Numerical evidence of quantum melting of spin ice: quantum-classical crossover

TL;DR

This study uses quantum Monte Carlo simulations to explore the crossover from classical to quantum spin ice states in a pyrochlore XXZ model, revealing thermal and quantum phase transitions and their signatures.

Contribution

It provides the first unbiased numerical evidence of quantum melting in spin ice, identifying specific heat features and phase boundaries in a quantum-classical crossover.

Findings

Broad specific heat peak at T_CSI indicates crossover to classical Coulomb liquid.

Entropy decay signals transition to a quantum Coulomb liquid with photon and monopole contributions.

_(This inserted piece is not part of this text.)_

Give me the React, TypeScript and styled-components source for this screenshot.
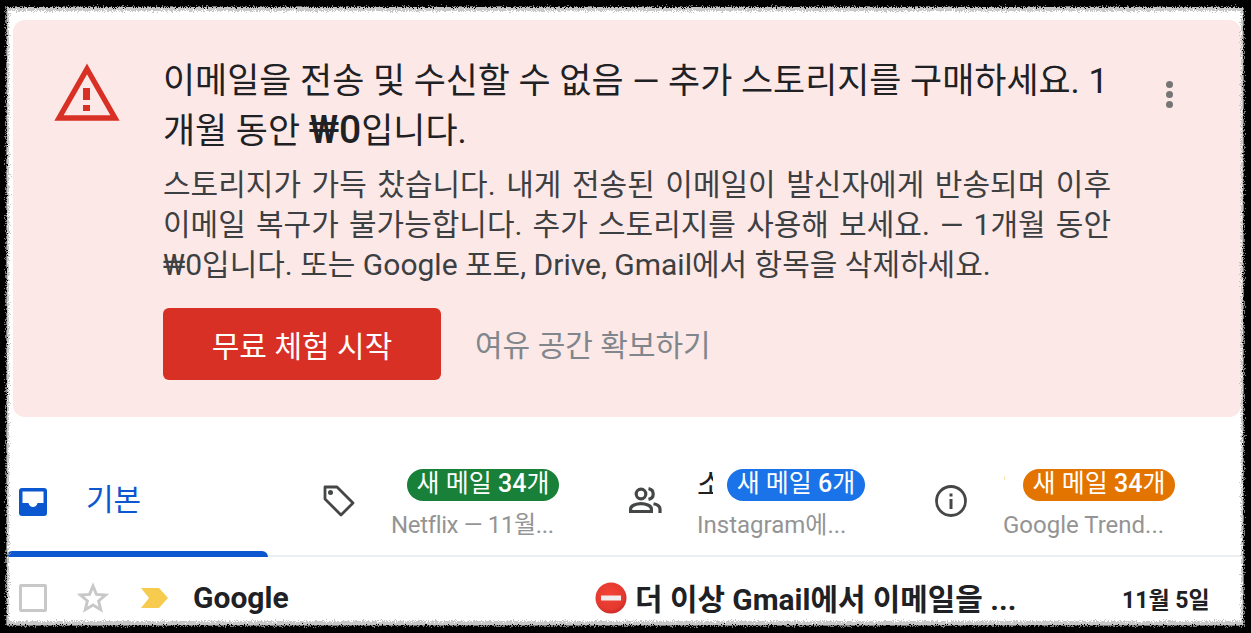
import React from "react";
import styled, { createGlobalStyle } from "styled-components";

const Global = createGlobalStyle`
  html, body { margin: 0; padding: 0; background: #000; }
  body { width: 1251px; height: 633px; overflow: hidden; font-family: Roboto, "Noto Sans CJK KR", sans-serif; }
  * { box-sizing: border-box; }
`;

const Sheet = styled.div`
  position: relative;
  margin: 7px 8px 8px 7px;
  width: 1236px;
  height: 618px;
  background: #fff;
  padding: 13px 0 0 6px;
  overflow: hidden;
`;

const TornEdge = styled.svg`
  position: fixed;
  left: 0;
  top: 0;
  width: 1251px;
  height: 633px;
  pointer-events: none;
`;

const Banner = styled.section`
  height: 397px;
  margin-right: 2px;
  background: #fce8e6;
  border-radius: 12px;
  padding: 38px 0 0 40px;
  display: flex;
`;

const WarnIcon = styled.svg`
  width: 68px;
  height: 60px;
  flex: none;
  margin-top: 5px;
  filter: blur(0.5px);
`;

const BannerBody = styled.div`
  margin-left: 42px;
  width: 948px;
  flex: none;
`;

const Title = styled.h1`
  margin: 0;
  font-size: 34.9px;
  line-height: 48px;
  font-weight: 400;
  color: #202124;
`;

const Won = styled.span`
  font-weight: 500;
  font-size: 39px;
`;

const Desc = styled.p`
  margin: 9px 0 0;
  font-size: 30px;
  line-height: 40px;
  color: #3c4043;
  text-align: justify;
`;

const Actions = styled.div`
  display: flex;
  align-items: center;
  margin-top: 23px;
`;

const Primary = styled.div`
  width: 278px;
  height: 72px;
  border-radius: 6px;
  background: #d93025;
  color: #fff;
  font-size: 30px;
  display: flex;
  align-items: center;
  justify-content: center;
`;

const Secondary = styled.div`
  margin-left: 34px;
  margin-bottom: 2px;
  font-size: 30px;
  color: #80868b;
`;

const More = styled.div`
  margin-left: 55px;
  margin-top: 23px;
  display: flex;
  flex-direction: column;
  gap: 3px;
  flex: none;
`;

const Dot = styled.span`
  width: 7px;
  height: 7px;
  border-radius: 50%;
  background: #757575;
`;

const Tabs = styled.nav`
  display: flex;
  height: 92px;
  margin: 48px 0 0 -6px;
  border-bottom: 2px solid #eceff1;
`;

const Tab = styled.div<{ $w: number }>`
  position: relative;
  width: ${(p) => p.$w}px;
  flex: none;
  display: flex;
  align-items: center;
  padding-bottom: 18px;
`;

const ActiveBar = styled.span`
  position: absolute;
  left: -1px;
  right: 0;
  bottom: -2px;
  height: 6px;
  background: #0b57d0;
  border-radius: 6px 6px 0 0;
`;

const PrimaryIcon = styled.svg`
  width: 28px;
  height: 28px;
  margin-left: 12px;
  margin-top: 2px;
  flex: none;
`;

const PrimaryLabel = styled.span`
  margin-left: 39px;
  margin-bottom: 8px;
  font-size: 30px;
  color: #0b57d0;
`;

const TabIcon = styled.div<{ $ml: number }>`
  margin-left: ${(p) => p.$ml}px;
  width: 34px;
  height: 34px;
  flex: none;
  color: #444746;
  display: flex;
`;

const TabText = styled.div<{ $ml: number }>`
  margin-left: ${(p) => p.$ml}px;
  width: 200px;
  flex: none;
  align-self: flex-start;
  padding-top: 4px;
`;

const TopLine = styled.div<{ $indent?: number }>`
  display: flex;
  align-items: center;
  height: 32px;
  padding-left: ${(p) => p.$indent ?? 0}px;
`;

const ClipTitle = styled.span<{ $w: number; $gap: number }>`
  width: ${(p) => p.$w}px;
  margin-right: ${(p) => p.$gap}px;
  overflow: hidden;
  white-space: nowrap;
  flex: none;
  font-size: 30px;
  line-height: 32px;
  color: #202124;
`;

const Badge = styled.span<{ $bg: string; $w: number }>`
  flex: none;
  width: ${(p) => p.$w}px;
  height: 32px;
  border-radius: 16px;
  background: ${(p) => p.$bg};
  color: #fff;
  font-size: 25px;
  line-height: 29px;
  font-weight: 400;
  text-align: center;
  white-space: nowrap;
`;

const Count = styled.b`
  font-weight: 500;
`;

const Sub = styled.div<{ $tight?: boolean }>`
  margin-top: 8px;
  font-size: 24px;
  line-height: 32px;
  color: #949494;
  white-space: nowrap;
  letter-spacing: ${(p) => (p.$tight ? "-0.35px" : "0")};
`;

const Row = styled.div`
  display: flex;
  align-items: center;
  height: 70px;
  margin-left: -6px;
  padding-top: 12px;
`;

const Check = styled.span`
  width: 28px;
  height: 28px;
  margin-left: 12px;
  border: 3px solid #c8c8c8;
  border-radius: 2px;
  flex: none;
`;

const Star = styled.svg`
  width: 32px;
  height: 32px;
  margin-left: 30px;
  flex: none;
`;

const Marker = styled.svg`
  width: 27px;
  height: 20px;
  margin-left: 32px;
  flex: none;
`;

const Sender = styled.span`
  margin-left: 25px;
  margin-bottom: 2px;
  width: 402px;
  flex: none;
  font-size: 30px;
  font-weight: 700;
  color: #202124;
`;

const Stop = styled.svg`
  width: 32px;
  height: 32px;
  flex: none;
`;

const Subject = styled.span`
  margin-left: 8px;
  margin-bottom: 2px;
  width: 487px;
  flex: none;
  font-size: 29.9px;
  font-weight: 700;
  color: #202124;
  white-space: nowrap;
`;

const DateText = styled.span`
  font-size: 23px;
  font-weight: 700;
  color: #202124;
  white-space: nowrap;
`;

export default function App() {
  return (
    <>
      <Global />
      <Sheet>
        <Banner>
          <WarnIcon viewBox="0 0 68 60">
            <path d="M34 6 L62 55 H6 Z" fill="none" stroke="#d93025" strokeWidth="5.4" />
            <rect x="30" y="25" width="7" height="12" fill="#d93025" />
            <rect x="30" y="42" width="7" height="6" fill="#d93025" />
          </WarnIcon>
          <BannerBody>
            <Title>이메일을 전송 및 수신할 수 없음 — 추가 스토리지를 구매하세요. 1개월 동안 <Won>₩0</Won>입니다.</Title>
            <Desc>
              스토리지가 가득 찼습니다. 내게 전송된 이메일이 발신자에게 반송되며 이후 이메일 복구가 불가능합니다. 추가 스토리지를 사용해 보세요. — 1개월 동안 ₩0입니다. 또는 Google 포토, Drive, Gmail에서 항목을 삭제하세요.
            </Desc>
            <Actions>
              <Primary>무료 체험 시작</Primary>
              <Secondary>여유 공간 확보하기</Secondary>
            </Actions>
          </BannerBody>
          <More>
            <Dot />
            <Dot />
            <Dot />
          </More>
        </Banner>
        <Tabs>
          <Tab $w={261}>
            <PrimaryIcon viewBox="0 0 28 28">
              <rect width="28" height="28" rx="3" fill="#0b57d0" />
              <path d="M3.5 3.5 H24.5 V15 H18.5 C18 17.5 16 19 14 19 C12 19 10 17.5 9.5 15 H3.5 Z" fill="#fff" />
            </PrimaryIcon>
            <PrimaryLabel>기본</PrimaryLabel>
            <ActiveBar />
          </Tab>
          <Tab $w={306}>
            <TabIcon $ml={54}>
              <svg viewBox="0 0 34 34" width="34" height="34" fill="none" stroke="currentColor" strokeWidth="2.8" strokeLinejoin="round">
                <path d="M3 3 H15 L31 19 L19 31 L3 15 Z" />
                <circle cx="8.5" cy="8.5" r="2.5" fill="currentColor" stroke="none" />
              </svg>
            </TabIcon>
            <TabText $ml={35}>
              <TopLine $indent={16}>
                <Badge $bg="#188038" $w={152}>새 메일 <Count>34</Count>개</Badge>
              </TopLine>
              <Sub $tight>Netflix — 11월...</Sub>
            </TabText>
          </Tab>
          <Tab $w={306}>
            <TabIcon $ml={54}>
              <svg viewBox="0 0 34 34" width="34" height="34" fill="none" stroke="currentColor" strokeWidth="3.2">
                <circle cx="13" cy="10" r="4.8" />
                <path d="M2.6 27 V25 C2.6 21.5 8.5 19.6 13 19.6 C17.5 19.6 23.4 21.5 23.4 25 V27" />
                <path d="M1 27.5 H25" strokeWidth="3" />
                <path d="M20.5 4.6 C23.5 5.2 25.2 7.5 25.2 10 C25.2 12.5 23.5 14.8 20.5 15.4" />
                <path d="M25.5 19.8 C29.5 20.6 32 22.3 32 25 V29" />
              </svg>
            </TabIcon>
            <TabText $ml={35}>
              <TopLine>
                <ClipTitle $w={16} $gap={14}>소셜</ClipTitle>
                <Badge $bg="#1a73e8" $w={138}>새 메일 <Count>6</Count>개</Badge>
              </TopLine>
              <Sub>Instagram에...</Sub>
            </TabText>
          </Tab>
          <Tab $w={300}>
            <TabIcon $ml={54}>
              <svg viewBox="0 0 34 34" width="34" height="34" fill="none" stroke="currentColor" strokeWidth="2.8">
                <circle cx="17" cy="17" r="14.5" />
                <rect x="15.5" y="15" width="3" height="10" fill="currentColor" stroke="none" />
                <rect x="15.5" y="9.5" width="3" height="3" fill="currentColor" stroke="none" />
              </svg>
            </TabIcon>
            <TabText $ml={35}>
              <TopLine>
                <ClipTitle $w={2} $gap={18}>업데이트</ClipTitle>
                <Badge $bg="#e37400" $w={152}>새 메일 <Count>34</Count>개</Badge>
              </TopLine>
              <Sub>Google Trend...</Sub>
            </TabText>
          </Tab>
        </Tabs>
        <Row>
          <Check />
          <Star viewBox="0 0 24 24">
            <path d="M12 3 L14.6 9.3 L21.4 9.8 L16.2 14.2 L17.8 20.8 L12 17.3 L6.2 20.8 L7.8 14.2 L2.6 9.8 L9.4 9.3 Z" fill="none" stroke="#c8c8c8" strokeWidth="2.2" />
          </Star>
          <Marker viewBox="0 0 27 20">
            <path d="M0 0 H18 L27 10 L18 20 H0 L8 10 Z" fill="#f7cb4d" />
          </Marker>
          <Sender>Google</Sender>
          <Stop viewBox="0 0 32 32">
            <defs>
              <radialGradient id="stopFill" cx="45%" cy="40%" r="65%">
                <stop offset="0%" stopColor="#f44336" />
                <stop offset="70%" stopColor="#e53a30" />
                <stop offset="100%" stopColor="#c62828" />
              </radialGradient>
            </defs>
            <circle cx="16" cy="16" r="15.5" fill="url(#stopFill)" />
            <rect x="6" y="13.5" width="20" height="5" fill="#f1eded" />
          </Stop>
          <Subject>더 이상 Gmail에서 이메일을 ...</Subject>
          <DateText>11월 5일</DateText>
        </Row>
      </Sheet>
      <TornEdge viewBox="0 0 1251 633">
        <defs>
          <filter id="rough" x="0" y="0" width="100%" height="100%">
            <feTurbulence type="fractalNoise" baseFrequency="0.9" numOctaves="2" seed="4" />
            <feDisplacementMap in="SourceGraphic" scale="8" />
          </filter>
        </defs>
        <path
          filter="url(#rough)"
          fillRule="evenodd"
          fill="#b0b0b0"
          d="M-10 -10 H1261 V643 H-10 Z M9 11 H1241 V621 H9 Z"
          opacity="0.7"
        />
        <path
          filter="url(#rough)"
          fillRule="evenodd"
          fill="#000"
          d="M-10 -10 H1261 V643 H-10 Z M6 7 H1244 V626 H6 Z"
        />
      </TornEdge>
    </>
  );
}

First-order transition from quantum Coulomb liquid to XY ferromagnet as J_perp varies.

Abstract

Unbiased quantum Monte-Carlo simulations are performed on the nearest-neighbor spin-$\frac{1}{2}$ pyrochlore XXZ model with an antiferromagnetic longitudinal and a weak ferromagnetic transverse exchange couplings, $J$ and $J_\perp$. The specific heat exhibits a broad peak at $T_{\mathrm{CSI}}\sim0.2J$ associated with a crossover to a classical Coulomb liquid regime showing a suppressed spin-ice monopole density, a broadened pinch-point singularity, and the Pauling entropy for $|J_\perp|\ll J$, as in classical spin ice. On further cooling, the entropy restarts decaying for $J_\perp>J_{\perp c}\sim-0.104J$, producing another broad specific heat peak for a crossover to a bosonic quantum Coulomb liquid, where the spin correlation contains both photon and quantum spin-ice monopole contributions. With negatively increasing $J_\perp$ across $J_{\perp c}$, a first-order thermal phase transition occurs from the quantum Coulomb liquid to an XY ferromagnet. Relevance to magnetic rare-earth pyrochlore oxides is discussed.